● **Dataset content**
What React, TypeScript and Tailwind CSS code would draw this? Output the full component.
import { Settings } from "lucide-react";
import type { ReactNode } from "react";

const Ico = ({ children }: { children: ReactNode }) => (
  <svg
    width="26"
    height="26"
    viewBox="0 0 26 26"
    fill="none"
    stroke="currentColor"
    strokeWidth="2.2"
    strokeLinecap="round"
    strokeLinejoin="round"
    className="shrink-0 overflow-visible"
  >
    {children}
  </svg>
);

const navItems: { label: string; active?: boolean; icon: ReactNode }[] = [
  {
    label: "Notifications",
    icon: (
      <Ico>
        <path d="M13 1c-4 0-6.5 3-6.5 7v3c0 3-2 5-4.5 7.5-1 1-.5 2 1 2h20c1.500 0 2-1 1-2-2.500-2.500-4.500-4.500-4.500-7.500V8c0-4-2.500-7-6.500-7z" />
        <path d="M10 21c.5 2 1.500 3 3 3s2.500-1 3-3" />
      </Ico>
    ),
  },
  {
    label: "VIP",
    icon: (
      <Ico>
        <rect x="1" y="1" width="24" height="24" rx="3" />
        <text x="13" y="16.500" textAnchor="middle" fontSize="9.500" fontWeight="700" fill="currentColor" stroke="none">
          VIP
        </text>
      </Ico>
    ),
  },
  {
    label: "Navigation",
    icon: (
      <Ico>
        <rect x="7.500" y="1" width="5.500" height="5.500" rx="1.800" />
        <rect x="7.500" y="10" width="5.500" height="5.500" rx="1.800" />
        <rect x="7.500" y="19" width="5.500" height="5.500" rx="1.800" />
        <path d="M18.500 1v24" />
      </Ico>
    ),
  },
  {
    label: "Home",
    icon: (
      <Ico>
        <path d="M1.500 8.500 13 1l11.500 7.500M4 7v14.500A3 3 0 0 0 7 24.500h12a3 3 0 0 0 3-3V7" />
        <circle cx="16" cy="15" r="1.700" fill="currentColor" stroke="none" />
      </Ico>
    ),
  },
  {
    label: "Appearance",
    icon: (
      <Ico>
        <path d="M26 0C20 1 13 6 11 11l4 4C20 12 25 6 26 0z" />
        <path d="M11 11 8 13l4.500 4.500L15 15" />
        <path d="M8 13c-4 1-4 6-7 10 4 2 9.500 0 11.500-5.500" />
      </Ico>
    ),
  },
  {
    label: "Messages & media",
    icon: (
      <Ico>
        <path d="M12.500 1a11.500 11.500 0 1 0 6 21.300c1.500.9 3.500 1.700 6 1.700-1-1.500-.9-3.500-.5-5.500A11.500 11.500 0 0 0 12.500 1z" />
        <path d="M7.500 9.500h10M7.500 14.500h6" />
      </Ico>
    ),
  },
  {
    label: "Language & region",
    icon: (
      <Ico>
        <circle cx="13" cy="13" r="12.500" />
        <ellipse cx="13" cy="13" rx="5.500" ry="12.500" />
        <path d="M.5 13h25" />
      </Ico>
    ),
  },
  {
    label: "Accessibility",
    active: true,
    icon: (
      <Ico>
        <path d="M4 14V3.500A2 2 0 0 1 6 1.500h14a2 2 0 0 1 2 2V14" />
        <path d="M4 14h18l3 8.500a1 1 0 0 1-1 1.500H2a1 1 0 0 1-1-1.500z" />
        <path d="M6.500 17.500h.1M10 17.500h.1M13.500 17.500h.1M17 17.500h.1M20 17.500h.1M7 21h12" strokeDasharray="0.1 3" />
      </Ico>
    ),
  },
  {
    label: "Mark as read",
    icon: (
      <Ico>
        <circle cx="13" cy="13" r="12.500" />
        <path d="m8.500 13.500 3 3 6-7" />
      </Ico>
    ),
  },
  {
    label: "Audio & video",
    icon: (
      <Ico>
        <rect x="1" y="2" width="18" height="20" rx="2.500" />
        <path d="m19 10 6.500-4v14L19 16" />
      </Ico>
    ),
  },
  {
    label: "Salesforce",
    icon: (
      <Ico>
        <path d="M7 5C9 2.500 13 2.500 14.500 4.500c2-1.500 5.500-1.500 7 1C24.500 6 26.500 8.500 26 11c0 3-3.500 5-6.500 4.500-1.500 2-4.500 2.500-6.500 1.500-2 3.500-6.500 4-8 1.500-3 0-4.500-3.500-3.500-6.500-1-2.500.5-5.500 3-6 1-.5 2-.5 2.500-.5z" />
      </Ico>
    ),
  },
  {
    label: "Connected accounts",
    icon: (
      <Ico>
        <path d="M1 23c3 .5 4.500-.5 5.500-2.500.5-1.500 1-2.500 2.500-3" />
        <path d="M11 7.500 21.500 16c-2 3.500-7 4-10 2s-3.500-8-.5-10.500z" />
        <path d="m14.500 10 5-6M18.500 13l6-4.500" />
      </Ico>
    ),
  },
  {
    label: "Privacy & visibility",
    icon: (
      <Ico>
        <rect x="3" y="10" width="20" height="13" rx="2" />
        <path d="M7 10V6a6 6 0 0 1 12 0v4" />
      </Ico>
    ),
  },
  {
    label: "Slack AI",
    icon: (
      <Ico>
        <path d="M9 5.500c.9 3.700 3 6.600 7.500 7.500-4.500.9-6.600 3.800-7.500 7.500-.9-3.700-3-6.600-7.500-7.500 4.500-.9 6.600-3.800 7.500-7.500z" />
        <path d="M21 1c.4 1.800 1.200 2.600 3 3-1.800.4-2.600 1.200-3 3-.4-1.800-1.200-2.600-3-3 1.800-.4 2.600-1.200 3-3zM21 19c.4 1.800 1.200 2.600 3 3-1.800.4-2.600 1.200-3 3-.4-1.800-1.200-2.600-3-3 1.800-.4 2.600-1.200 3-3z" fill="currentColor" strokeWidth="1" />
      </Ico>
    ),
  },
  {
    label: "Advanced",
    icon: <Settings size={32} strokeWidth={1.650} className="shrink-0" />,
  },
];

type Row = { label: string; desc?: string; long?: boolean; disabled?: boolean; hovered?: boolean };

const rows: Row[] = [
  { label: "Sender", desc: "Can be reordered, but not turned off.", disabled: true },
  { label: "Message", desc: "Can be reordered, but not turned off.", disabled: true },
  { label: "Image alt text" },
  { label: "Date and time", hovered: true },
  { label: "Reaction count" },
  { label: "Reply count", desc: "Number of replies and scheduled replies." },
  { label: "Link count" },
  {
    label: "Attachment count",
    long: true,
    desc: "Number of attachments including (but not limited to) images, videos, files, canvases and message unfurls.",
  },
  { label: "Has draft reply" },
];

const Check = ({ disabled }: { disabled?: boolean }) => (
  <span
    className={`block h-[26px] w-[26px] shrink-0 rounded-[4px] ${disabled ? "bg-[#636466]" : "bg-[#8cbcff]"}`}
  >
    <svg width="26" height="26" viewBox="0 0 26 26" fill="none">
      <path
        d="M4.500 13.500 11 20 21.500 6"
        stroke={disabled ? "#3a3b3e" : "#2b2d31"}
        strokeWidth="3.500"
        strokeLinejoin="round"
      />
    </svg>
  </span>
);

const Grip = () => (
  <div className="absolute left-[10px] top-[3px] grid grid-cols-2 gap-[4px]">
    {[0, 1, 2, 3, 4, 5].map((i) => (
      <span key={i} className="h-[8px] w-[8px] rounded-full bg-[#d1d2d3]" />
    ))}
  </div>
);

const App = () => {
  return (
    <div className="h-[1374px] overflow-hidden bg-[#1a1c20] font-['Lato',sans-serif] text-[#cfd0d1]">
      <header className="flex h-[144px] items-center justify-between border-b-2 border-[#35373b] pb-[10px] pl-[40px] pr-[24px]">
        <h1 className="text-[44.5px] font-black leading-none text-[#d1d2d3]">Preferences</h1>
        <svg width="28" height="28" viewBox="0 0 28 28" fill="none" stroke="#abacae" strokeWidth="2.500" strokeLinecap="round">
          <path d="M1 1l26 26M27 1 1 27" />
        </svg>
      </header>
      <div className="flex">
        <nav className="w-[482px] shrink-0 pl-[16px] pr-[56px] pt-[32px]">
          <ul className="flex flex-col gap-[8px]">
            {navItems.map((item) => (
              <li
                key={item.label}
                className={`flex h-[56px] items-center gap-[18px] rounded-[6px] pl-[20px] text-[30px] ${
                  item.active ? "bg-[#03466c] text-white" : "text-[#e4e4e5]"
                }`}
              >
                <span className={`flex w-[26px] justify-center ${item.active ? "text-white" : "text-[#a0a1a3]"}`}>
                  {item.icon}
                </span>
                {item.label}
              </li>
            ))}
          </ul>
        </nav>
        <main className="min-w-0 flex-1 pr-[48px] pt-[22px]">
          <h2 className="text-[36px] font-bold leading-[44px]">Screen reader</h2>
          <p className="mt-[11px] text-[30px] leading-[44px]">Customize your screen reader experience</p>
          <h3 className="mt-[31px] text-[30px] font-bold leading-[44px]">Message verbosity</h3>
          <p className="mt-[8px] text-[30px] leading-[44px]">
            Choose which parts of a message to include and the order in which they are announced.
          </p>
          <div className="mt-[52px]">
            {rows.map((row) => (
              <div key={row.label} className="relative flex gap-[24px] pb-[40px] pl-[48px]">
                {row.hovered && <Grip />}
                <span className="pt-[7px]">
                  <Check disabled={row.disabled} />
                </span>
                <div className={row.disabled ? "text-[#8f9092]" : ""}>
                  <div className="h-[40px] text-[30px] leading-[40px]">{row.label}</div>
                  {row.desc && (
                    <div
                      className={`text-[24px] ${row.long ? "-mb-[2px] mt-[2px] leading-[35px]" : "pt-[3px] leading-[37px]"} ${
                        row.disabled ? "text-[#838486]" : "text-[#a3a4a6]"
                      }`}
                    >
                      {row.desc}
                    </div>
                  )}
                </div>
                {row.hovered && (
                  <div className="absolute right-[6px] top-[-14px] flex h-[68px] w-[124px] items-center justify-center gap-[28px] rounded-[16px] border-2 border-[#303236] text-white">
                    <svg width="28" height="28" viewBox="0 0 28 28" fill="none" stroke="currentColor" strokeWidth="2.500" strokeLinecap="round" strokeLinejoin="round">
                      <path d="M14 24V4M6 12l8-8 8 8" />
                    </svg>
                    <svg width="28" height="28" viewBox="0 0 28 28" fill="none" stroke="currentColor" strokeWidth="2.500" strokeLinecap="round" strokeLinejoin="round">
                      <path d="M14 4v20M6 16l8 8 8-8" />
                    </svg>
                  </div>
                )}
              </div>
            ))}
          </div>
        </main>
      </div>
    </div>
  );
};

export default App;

● **Objective**
Copy out each line of the data containing the string "full".

● **Answer for this exercise**
What React, TypeScript and Tailwind CSS code would draw this? Output the full component.
      <span key={i} className="h-[8px] w-[8px] rounded-full bg-[#d1d2d3]" />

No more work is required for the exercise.